Summary: "On the feminization of male characters in slash."
Originally posted to Prospect-L, in response to theorizing that Blair's gender-ambiguous name leads to feminization of the character in fanfiction. Several posts combined and edited for clarity. It is at listen to me! listen to me! essays.
Excerpts
[The gender-ambiguous name is] probably one reason, but then what about people feminizing Ray Kowalski or Jim Kirk or Tom Paris? (It also happens to Spock, Methos and Obi-Wan Kenobi, but they have non-normal names.)I think Blair has a lot of aspects that make him easier to feminize: he's got long curly hair and he's short and he's got a gender-ambiguous name and he wears jewelry and he's, like, *sensitive*, man.

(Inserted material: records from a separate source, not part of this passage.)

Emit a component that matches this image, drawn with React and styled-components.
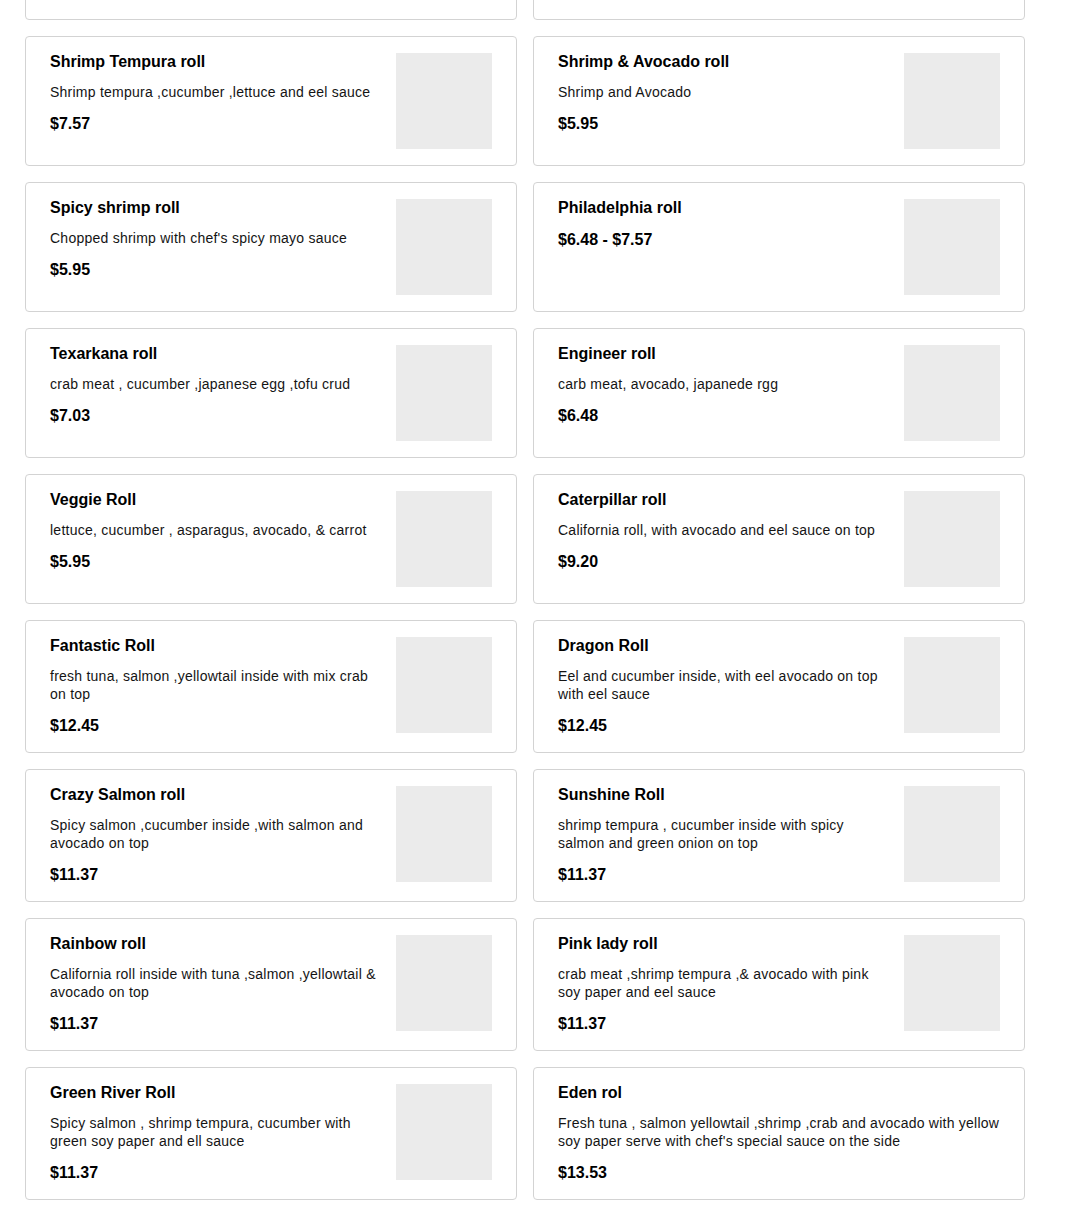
import React from 'react';
import styled, { createGlobalStyle } from 'styled-components';

const GlobalStyle = createGlobalStyle`
    html, body {
        margin: 0;
        padding: 0;
        background: #ffffff;
        font-family: "Liberation Sans", Arial, sans-serif;
        color: #000000;
        overflow: hidden;
    }
`

const Page = styled.div`
    padding: 0 25px;
    height: 1208px;
    overflow: hidden;
`

const Grid = styled.ul`
    display: grid;
    grid-template-columns: 492px 492px;
    gap: 16px;
    list-style-type: none;
    margin: -110px 0 0 0;
    padding: 0;
`

const Card = styled.li`
    display: flex;
    flex-direction: row;
    align-items: flex-start;
    gap: 16px;
    box-sizing: border-box;
    min-height: 130px;
    padding: 16px 24px;
    border: 1px solid #d3d3d3;
    border-radius: 4px;
    background: #fff;
`

const Info = styled.div`
    flex: 1;
    min-width: 0;
    display: flex;
    flex-direction: column;
`

const Name = styled.span`
    display: block;
    font-size: 16px;
    line-height: 18px;
    font-weight: 700;
    color: #000;
`

const Description = styled.p`
    margin: 12px 0 0 0;
    font-size: 14px;
    line-height: 18px;
    letter-spacing: 0.24px;
    color: #141414;
`

const Price = styled.span`
    display: block;
    margin-top: 13px;
    font-size: 16px;
    line-height: 20px;
    font-weight: 700;
    color: #000;
`

const Thumb = styled.div`
    flex: none;
    width: 96px;
    height: 96px;
    background: #ebebeb;
`

// the row above is scrolled out of view, only its bottom edge shows
const hidden = [{ id: 'a' }, { id: 'b' }];

const rolls = [
    { id: 1, name: 'Shrimp Tempura roll', desc: 'Shrimp tempura ,cucumber ,lettuce and eel sauce', price: '$7.57', image: true },
    { id: 2, name: 'Shrimp & Avocado roll', desc: 'Shrimp and Avocado', price: '$5.95', image: true },
    { id: 3, name: 'Spicy shrimp roll', desc: "Chopped shrimp with chef's spicy mayo sauce", price: '$5.95', image: true },
    { id: 4, name: 'Philadelphia roll', desc: null, price: '$6.48 - $7.57', image: true },
    { id: 5, name: 'Texarkana roll', desc: 'crab meat , cucumber ,japanese egg ,tofu crud', price: '$7.03', image: true },
    { id: 6, name: 'Engineer roll', desc: 'carb meat, avocado, japanede rgg', price: '$6.48', image: true },
    { id: 7, name: 'Veggie Roll', desc: 'lettuce, cucumber , asparagus, avocado, & carrot', price: '$5.95', image: true },
    { id: 8, name: 'Caterpillar roll', desc: 'California roll, with avocado and eel sauce on top', price: '$9.20', image: true },
    { id: 9, name: 'Fantastic Roll', desc: 'fresh tuna, salmon ,yellowtail inside with mix crab on top', price: '$12.45', image: true },
    { id: 10, name: 'Dragon Roll', desc: 'Eel and cucumber inside, with eel avocado on top with eel sauce', price: '$12.45', image: true },
    { id: 11, name: 'Crazy Salmon roll', desc: 'Spicy salmon ,cucumber inside ,with salmon and avocado on top', price: '$11.37', image: true },
    { id: 12, name: 'Sunshine Roll', desc: 'shrimp tempura , cucumber inside with spicy salmon and green onion on top', price: '$11.37', image: true },
    { id: 13, name: 'Rainbow roll', desc: 'California roll inside with tuna ,salmon ,yellowtail & avocado on top', price: '$11.37', image: true },
    { id: 14, name: 'Pink lady roll', desc: 'crab meat ,shrimp tempura ,& avocado with pink soy paper and eel sauce', price: '$11.37', image: true },
    { id: 15, name: 'Green River Roll', desc: 'Spicy salmon , shrimp tempura, cucumber with green soy paper and ell sauce', price: '$11.37', image: true },
    { id: 16, name: 'Eden rol', desc: "Fresh tuna , salmon yellowtail ,shrimp ,crab and avocado with yellow soy paper serve with chef's special sauce on the side", price: '$13.53', image: false },
];

function App() {
    return (
        <Page>
            <GlobalStyle />
            <Grid>
                {hidden.map(cur => <Card key={cur.id} />)}
                {rolls.map(cur => (
                    <Card key={cur.id}>
                        <Info>
                            <Name>{cur.name}</Name>
                            {cur.desc && <Description>{cur.desc}</Description>}
                            <Price>{cur.price}</Price>
                        </Info>
                        {cur.image && <Thumb />}
                    </Card>
                ))}
            </Grid>
        </Page>
    );
}

export default App;
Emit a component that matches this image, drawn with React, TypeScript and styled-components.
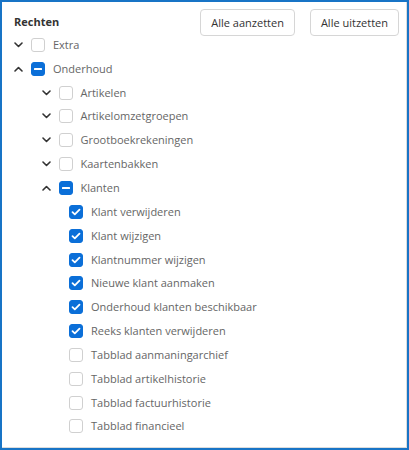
import React from "react";
import styled, { createGlobalStyle } from "styled-components";

const GlobalStyle = createGlobalStyle`
  html, body {
    margin: 0;
    padding: 0;
    background: #ffffff;
  }
  * {
    box-sizing: border-box;
  }
`;

type CheckState = "on" | "off" | "mixed";

type Node = {
  label: string;
  level: number;
  state: CheckState;
  expand?: "open" | "closed";
};

const nodes: Node[] = [
  { label: "Extra", level: 0, state: "off", expand: "closed" },
  { label: "Onderhoud", level: 0, state: "mixed", expand: "open" },
  { label: "Artikelen", level: 1, state: "off", expand: "closed" },
  { label: "Artikelomzetgroepen", level: 1, state: "off", expand: "closed" },
  { label: "Grootboekrekeningen", level: 1, state: "off", expand: "closed" },
  { label: "Kaartenbakken", level: 1, state: "off", expand: "closed" },
  { label: "Klanten", level: 1, state: "mixed", expand: "open" },
  { label: "Klant verwijderen", level: 2, state: "on" },
  { label: "Klant wijzigen", level: 2, state: "on" },
  { label: "Klantnummer wijzigen", level: 2, state: "on" },
  { label: "Nieuwe klant aanmaken", level: 2, state: "on" },
  { label: "Onderhoud klanten beschikbaar", level: 2, state: "on" },
  { label: "Reeks klanten verwijderen", level: 2, state: "on" },
  { label: "Tabblad aanmaningarchief", level: 2, state: "off" },
  { label: "Tabblad artikelhistorie", level: 2, state: "off" },
  { label: "Tabblad factuurhistorie", level: 2, state: "off" },
  { label: "Tabblad financieel", level: 2, state: "off" },
];

const Panel = styled.div`
  width: 409px;
  height: 450px;
  border: 2px solid #1874c6;
  box-shadow: inset -1px -1px 0 #dcdcdc;
  padding: 7px 8px 0 12px;
  font-family: "Open Sans", "Noto Sans", sans-serif;
  background: #fff;
`;

const Header = styled.div`
  display: flex;
  align-items: flex-start;
  justify-content: space-between;
  height: 24px;
`;

const Title = styled.div`
  margin-top: 5px;
  font-size: 11px;
  line-height: 16px;
  font-weight: 700;
  color: #333;
`;

const Actions = styled.div`
  display: flex;
  gap: 15px;
`;

const Button = styled.button`
  height: 27px;
  padding: 0 10px;
  background: #fff;
  border: 1px solid #d6d6d6;
  border-radius: 4px;
  font-family: inherit;
  font-size: 11px;
  color: #333;
  cursor: pointer;
`;

const Tree = styled.ul`
  list-style: none;
  margin: 0;
  padding: 0;
`;

const Row = styled.li<{ $level: number }>`
  display: flex;
  align-items: center;
  height: 23.85px;
  padding-left: ${(p) => p.$level * 27.5}px;
  font-size: 11px;
  color: #666;
`;

const Toggle = styled.span`
  display: inline-flex;
  width: 9px;
  margin-right: 8px;
  justify-content: center;
  color: #333;
`;

const Box = styled.span<{ $state: CheckState }>`
  display: inline-flex;
  align-items: center;
  justify-content: center;
  width: 14px;
  height: 14px;
  border-radius: 3px;
  border: 1px solid ${(p) => (p.$state === "off" ? "#d0d0d0" : "#0b6fd8")};
  background: ${(p) => (p.$state === "off" ? "#fff" : "#0b6fd8")};
  margin-right: 8px;
  flex-shrink: 0;
`;

const Label = styled.span`
  line-height: 16px;
  white-space: nowrap;
`;

const Chevron = ({ open }: { open: boolean }) => (
  <svg width="9" height="6" viewBox="0 0 9 6" fill="none">
    <path
      d={open ? "M1 5L4.5 1.5L8 5" : "M1 1L4.5 4.5L8 1"}
      stroke="currentColor"
      strokeWidth="1.6"
      strokeLinecap="round"
      strokeLinejoin="round"
    />
  </svg>
);

const Mark = ({ state }: { state: CheckState }) => {
  if (state === "on")
    return (
      <svg width="10" height="8" viewBox="0 0 10 8" fill="none">
        <path
          d="M1.5 4.2L3.8 6.4L8.5 1.6"
          stroke="#fff"
          strokeWidth="1.8"
          strokeLinecap="round"
          strokeLinejoin="round"
        />
      </svg>
    );
  if (state === "mixed")
    return (
      <svg width="8" height="2" viewBox="0 0 8 2">
        <rect x="0" y="0" width="8" height="2" rx="0.5" fill="#fff" />
      </svg>
    );
  return null;
};

export default function App() {
  return (
    <>
      <GlobalStyle />
      <Panel>
        <Header>
          <Title>Rechten</Title>
          <Actions>
            <Button>Alle aanzetten</Button>
            <Button>Alle uitzetten</Button>
          </Actions>
        </Header>
        <Tree>
          {nodes.map((n) => (
            <Row key={n.label} $level={n.level}>
              {n.expand && (
                <Toggle>
                  <Chevron open={n.expand === "open"} />
                </Toggle>
              )}
              <Box $state={n.state}>
                <Mark state={n.state} />
              </Box>
              <Label>{n.label}</Label>
            </Row>
          ))}
        </Tree>
      </Panel>
    </>
  );
}
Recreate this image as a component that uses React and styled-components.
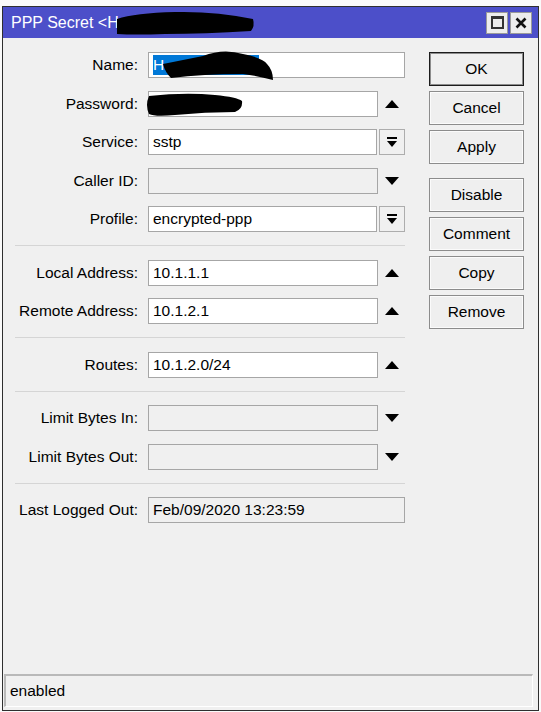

But I also think there's a general trend in slash to feminize one of the characters in a pairing. Why this is, I don't know. I've got theories about Beloved Slash Objects and authorial identification and the reconstruction of social roles and internalized ideas about homosexual culture and behavior, but I don't really *like* any of my theories. So the young guy, the blond guy, the skinny guy, the shorter guy, the pretty guy, the [insert vaguely possibly just barely non-butch characteristic here] guy turns into the girly guy.
One of the reasons I like Deb's "Sweetcheeks" is that the first story uses that as humor to make the taller, older, butcher guy into the girly guy. And it's funny as hell.
And so we end up with Fembot!Blair and Demented!Immie!Hausfrau!Methos and Whiny!Little!Neurotic!Bitch!RayK (sorry, this week's pet peeve) because people can't really conceive of how two guys relate romantically/sexually without imposing some kind of gender role on them. And, frankly, I can sympathize. The temptation to just give in and make the person I identify with more like me is huge, and then there's the whole fact that there *are* feminine men out there, and there's simply nothing wrong with that--so why object to it in slash?